• Work required: The listing below must be repeated word for word, with its images excluded.

• Given information:

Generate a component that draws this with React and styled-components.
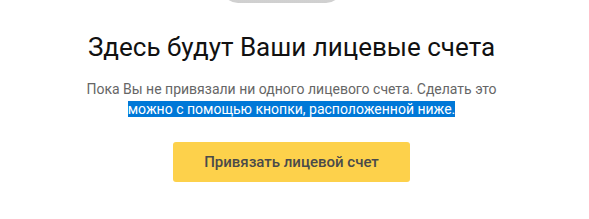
import React from 'react'
import styled, { createGlobalStyle } from 'styled-components'

const Global = createGlobalStyle`
  body {
    margin: 0;
    background: #fff;
    font-family: Roboto, "Liberation Sans", sans-serif;
  }
`

const Page = styled.div`
  width: 583px;
  display: flex;
  flex-direction: column;
  align-items: center;
`

const Picture = styled.div`
  width: 120px;
  height: 36px;
  margin-top: -33px;
  margin-left: -19px;
  border-radius: 0 0 16px 16px;
  background: linear-gradient(#e2e2e2, #cfcfcf);
`

const Title = styled.h1`
  margin: 28px 0 0;
  font-size: 26px;
  font-weight: 400;
  color: #111;
  line-height: 32px;
`

const Text = styled.p`
  margin: 16px 0 0;
  width: 420px;
  text-align: center;
  font-size: 14px;
  line-height: 20px;
  color: #666;
`

const Selected = styled.span`
  background: #0078d7;
  color: #fff;
`

const Button = styled.button`
  margin-top: 23px;
  width: 237px;
  height: 40px;
  border: none;
  border-radius: 3px;
  background: #fdd14b;
  color: #4a4a4a;
  font-family: Roboto, "Liberation Sans", sans-serif;
  font-size: 15px;
  font-weight: 500;
`

export default function App() {
  return (
    <>
      <Global />
      <Page>
        <Picture />
        <Title>Здесь будут Ваши лицевые счета</Title>
        <Text>
          Пока Вы не привязали ни одного лицевого счета. Сделать это{' '}
          <Selected>можно с помощью кнопки, расположенной ниже.</Selected>
        </Text>
        <Button>Привязать лицевой счет</Button>
      </Page>
    </>
  )
}
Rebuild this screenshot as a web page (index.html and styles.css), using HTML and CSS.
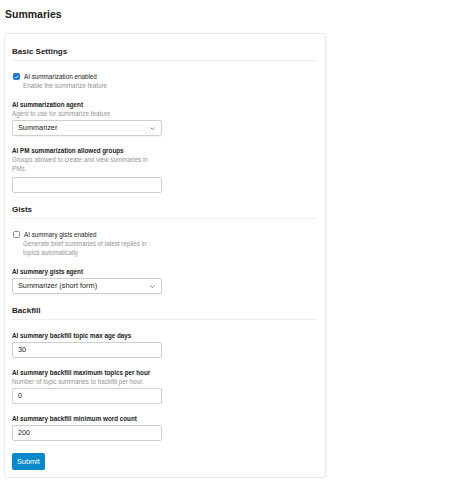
FILE: index.html
```html
<!DOCTYPE html>
<html>
<head>
<meta charset="utf-8">
<link rel="stylesheet" href="styles.css">
</head>
<body>
<h1 class="page-title">Summaries</h1>
<form class="card">
  <section class="section">
    <h2 class="section-title">Basic Settings</h2>
    <div class="setting">
      <label class="check-row">
        <span class="box checked"><svg viewBox="0 0 10 10" width="6" height="6"><path d="M2 5.2 L4.2 7.2 L8 2.8" fill="none" stroke="#fff" stroke-width="1.8"/></svg></span>
        <span class="check-label">AI summarization enabled</span>
      </label>
      <div class="desc indent">Enable the summarize feature</div>
    </div>
    <div class="setting">
      <div class="label">AI summarization agent</div>
      <div class="desc">Agent to use for summarize feature</div>
      <div class="field select"><span>Summarizer</span><svg class="chev" viewBox="0 0 10 6" width="5" height="3"><path d="M1 1 L5 5 L9 1" fill="none" stroke="#666" stroke-width="1.6"/></svg></div>
    </div>
    <div class="setting">
      <div class="label">AI PM summarization allowed groups</div>
      <div class="desc narrow">Groups allowed to create and view summaries in PMs.</div>
      <div class="field input tall-gap"></div>
    </div>
  </section>
  <section class="section">
    <h2 class="section-title">Gists</h2>
    <div class="setting">
      <label class="check-row">
        <span class="box"></span>
        <span class="check-label">AI summary gists enabled</span>
      </label>
      <div class="desc indent narrow">Generate brief summaries of latest replies in topics automatically</div>
    </div>
    <div class="setting">
      <div class="label">AI summary gists agent</div>
      <div class="field select"><span>Summarizer (short form)</span><svg class="chev" viewBox="0 0 10 6" width="5" height="3"><path d="M1 1 L5 5 L9 1" fill="none" stroke="#666" stroke-width="1.6"/></svg></div>
    </div>
  </section>
  <section class="section">
    <h2 class="section-title">Backfill</h2>
    <div class="setting">
      <div class="label">AI summary backfill topic max age days</div>
      <div class="field input">30</div>
    </div>
    <div class="setting">
      <div class="label">AI summary backfill maximum topics per hour</div>
      <div class="desc">Number of topic summaries to backfill per hour.</div>
      <div class="field input">0</div>
    </div>
    <div class="setting">
      <div class="label">AI summary backfill minimum word count</div>
      <div class="field input">200</div>
    </div>
  </section>
  <button type="button" class="submit">Submit</button>
</form>
</body>
</html>
```

FILE: styles.css
```css
html, body {
  margin: 0;
  background: #fff;
}
body {
  padding: 7px 4px;
  font-family: "Liberation Sans", Arial, sans-serif;
  color: #222;
}
.page-title {
  margin: 0 0 12px 1px;
  font-size: 10.5px;
  line-height: 14px;
  font-weight: bold;
}
.card {
  width: 305px;
  border: 1px solid #e9e9e9;
  border-radius: 3px;
  box-shadow: 0 0 2px rgba(0, 0, 0, 0.05);
  padding: 12px 8px 7px 7px;
}
.section {
  margin-bottom: 11px;
}
.section-title {
  margin: 0 0 11px;
  font-size: 8px;
  line-height: 11px;
  font-weight: bold;
  padding-bottom: 3px;
  border-bottom: 1px solid #ededed;
}
.setting {
  margin-bottom: 10px;
}
.setting:last-child {
  margin-bottom: 0;
}
.check-row {
  display: flex;
  align-items: center;
  gap: 4px;
  font-size: 6.3px;
  line-height: 9px;
}
.box {
  width: 5px;
  height: 5px;
  border: 1px solid #8a8a8a;
  border-radius: 1.5px;
  background: #fff;
  display: flex;
  align-items: center;
  justify-content: center;
  margin-left: 1px;
}
.box.checked {
  border-color: #1f74d4;
  background: #1f74d4;
}
.label {
  font-size: 6.3px;
  line-height: 9px;
  font-weight: bold;
}
.desc {
  font-size: 6.3px;
  line-height: 9px;
  color: #949494;
}
.indent {
  padding-left: 11px;
}
.narrow {
  box-sizing: border-box;
  width: 150px;
}
.field {
  box-sizing: border-box;
  width: 150px;
  height: 16px;
  margin-top: 2px;
  border: 1px solid #cfcfcf;
  border-radius: 2px;
  background: #fff;
  font-size: 7.3px;
  line-height: 14px;
  padding: 0 5px;
  color: #222;
}
.tall-gap {
  margin-top: 4px;
}
.select {
  display: flex;
  align-items: center;
  justify-content: space-between;
  box-shadow: 0 1px 1px rgba(0,0,0,0.04);
}
.chev {
  margin-right: 1px;
}
.submit {
  display: block;
  margin-top: 12px;
  height: 17px;
  padding: 0 5px;
  border: 0;
  border-radius: 2px;
  background: #0a88cc;
  color: #fff;
  font-family: "Liberation Sans", Arial, sans-serif;
  font-size: 7.3px;
  line-height: 17px;
}
```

• Result:
Generate a component that draws this with React and styled-components.
import React from 'react'
import styled, { createGlobalStyle } from 'styled-components'

const Global = createGlobalStyle`
  body {
    margin: 0;
    background: #fff;
    font-family: Roboto, "Liberation Sans", sans-serif;
  }
`

const Page = styled.div`
  width: 583px;
  display: flex;
  flex-direction: column;
  align-items: center;
`

const Picture = styled.div`
  width: 120px;
  height: 36px;
  margin-top: -33px;
  margin-left: -19px;
  border-radius: 0 0 16px 16px;
  background: linear-gradient(#e2e2e2, #cfcfcf);
`

const Title = styled.h1`
  margin: 28px 0 0;
  font-size: 26px;
  font-weight: 400;
  color: #111;
  line-height: 32px;
`

const Text = styled.p`
  margin: 16px 0 0;
  width: 420px;
  text-align: center;
  font-size: 14px;
  line-height: 20px;
  color: #666;
`

const Selected = styled.span`
  background: #0078d7;
  color: #fff;
`

const Button = styled.button`
  margin-top: 23px;
  width: 237px;
  height: 40px;
  border: none;
  border-radius: 3px;
  background: #fdd14b;
  color: #4a4a4a;
  font-family: Roboto, "Liberation Sans", sans-serif;
  font-size: 15px;
  font-weight: 500;
`

export default function App() {
  return (
    <>
      <Global />
      <Page>
        <Picture />
        <Title>Здесь будут Ваши лицевые счета</Title>
        <Text>
          Пока Вы не привязали ни одного лицевого счета. Сделать это{' '}
          <Selected>можно с помощью кнопки, расположенной ниже.</Selected>
        </Text>
        <Button>Привязать лицевой счет</Button>
      </Page>
    </>
  )
}
Rebuild this screenshot as a web page (index.html and styles.css), using HTML and CSS.
FILE: index.html
```html
<!DOCTYPE html>
<html>
<head>
<meta charset="utf-8">
<link rel="stylesheet" href="styles.css">
</head>
<body>
<h1 class="page-title">Summaries</h1>
<form class="card">
  <section class="section">
    <h2 class="section-title">Basic Settings</h2>
    <div class="setting">
      <label class="check-row">
        <span class="box checked"><svg viewBox="0 0 10 10" width="6" height="6"><path d="M2 5.2 L4.2 7.2 L8 2.8" fill="none" stroke="#fff" stroke-width="1.8"/></svg></span>
        <span class="check-label">AI summarization enabled</span>
      </label>
      <div class="desc indent">Enable the summarize feature</div>
    </div>
    <div class="setting">
      <div class="label">AI summarization agent</div>
      <div class="desc">Agent to use for summarize feature</div>
      <div class="field select"><span>Summarizer</span><svg class="chev" viewBox="0 0 10 6" width="5" height="3"><path d="M1 1 L5 5 L9 1" fill="none" stroke="#666" stroke-width="1.6"/></svg></div>
    </div>
    <div class="setting">
      <div class="label">AI PM summarization allowed groups</div>
      <div class="desc narrow">Groups allowed to create and view summaries in PMs.</div>
      <div class="field input tall-gap"></div>
    </div>
  </section>
  <section class="section">
    <h2 class="section-title">Gists</h2>
    <div class="setting">
      <label class="check-row">
        <span class="box"></span>
        <span class="check-label">AI summary gists enabled</span>
      </label>
      <div class="desc indent narrow">Generate brief summaries of latest replies in topics automatically</div>
    </div>
    <div class="setting">
      <div class="label">AI summary gists agent</div>
      <div class="field select"><span>Summarizer (short form)</span><svg class="chev" viewBox="0 0 10 6" width="5" height="3"><path d="M1 1 L5 5 L9 1" fill="none" stroke="#666" stroke-width="1.6"/></svg></div>
    </div>
  </section>
  <section class="section">
    <h2 class="section-title">Backfill</h2>
    <div class="setting">
      <div class="label">AI summary backfill topic max age days</div>
      <div class="field input">30</div>
    </div>
    <div class="setting">
      <div class="label">AI summary backfill maximum topics per hour</div>
      <div class="desc">Number of topic summaries to backfill per hour.</div>
      <div class="field input">0</div>
    </div>
    <div class="setting">
      <div class="label">AI summary backfill minimum word count</div>
      <div class="field input">200</div>
    </div>
  </section>
  <button type="button" class="submit">Submit</button>
</form>
</body>
</html>
```

FILE: styles.css
```css
html, body {
  margin: 0;
  background: #fff;
}
body {
  padding: 7px 4px;
  font-family: "Liberation Sans", Arial, sans-serif;
  color: #222;
}
.page-title {
  margin: 0 0 12px 1px;
  font-size: 10.5px;
  line-height: 14px;
  font-weight: bold;
}
.card {
  width: 305px;
  border: 1px solid #e9e9e9;
  border-radius: 3px;
  box-shadow: 0 0 2px rgba(0, 0, 0, 0.05);
  padding: 12px 8px 7px 7px;
}
.section {
  margin-bottom: 11px;
}
.section-title {
  margin: 0 0 11px;
  font-size: 8px;
  line-height: 11px;
  font-weight: bold;
  padding-bottom: 3px;
  border-bottom: 1px solid #ededed;
}
.setting {
  margin-bottom: 10px;
}
.setting:last-child {
  margin-bottom: 0;
}
.check-row {
  display: flex;
  align-items: center;
  gap: 4px;
  font-size: 6.3px;
  line-height: 9px;
}
.box {
  width: 5px;
  height: 5px;
  border: 1px solid #8a8a8a;
  border-radius: 1.5px;
  background: #fff;
  display: flex;
  align-items: center;
  justify-content: center;
  margin-left: 1px;
}
.box.checked {
  border-color: #1f74d4;
  background: #1f74d4;
}
.label {
  font-size: 6.3px;
  line-height: 9px;
  font-weight: bold;
}
.desc {
  font-size: 6.3px;
  line-height: 9px;
  color: #949494;
}
.indent {
  padding-left: 11px;
}
.narrow {
  box-sizing: border-box;
  width: 150px;
}
.field {
  box-sizing: border-box;
  width: 150px;
  height: 16px;
  margin-top: 2px;
  border: 1px solid #cfcfcf;
  border-radius: 2px;
  background: #fff;
  font-size: 7.3px;
  line-height: 14px;
  padding: 0 5px;
  color: #222;
}
.tall-gap {
  margin-top: 4px;
}
.select {
  display: flex;
  align-items: center;
  justify-content: space-between;
  box-shadow: 0 1px 1px rgba(0,0,0,0.04);
}
.chev {
  margin-right: 1px;
}
.submit {
  display: block;
  margin-top: 12px;
  height: 17px;
  padding: 0 5px;
  border: 0;
  border-radius: 2px;
  background: #0a88cc;
  color: #fff;
  font-family: "Liberation Sans", Arial, sans-serif;
  font-size: 7.3px;
  line-height: 17px;
}
```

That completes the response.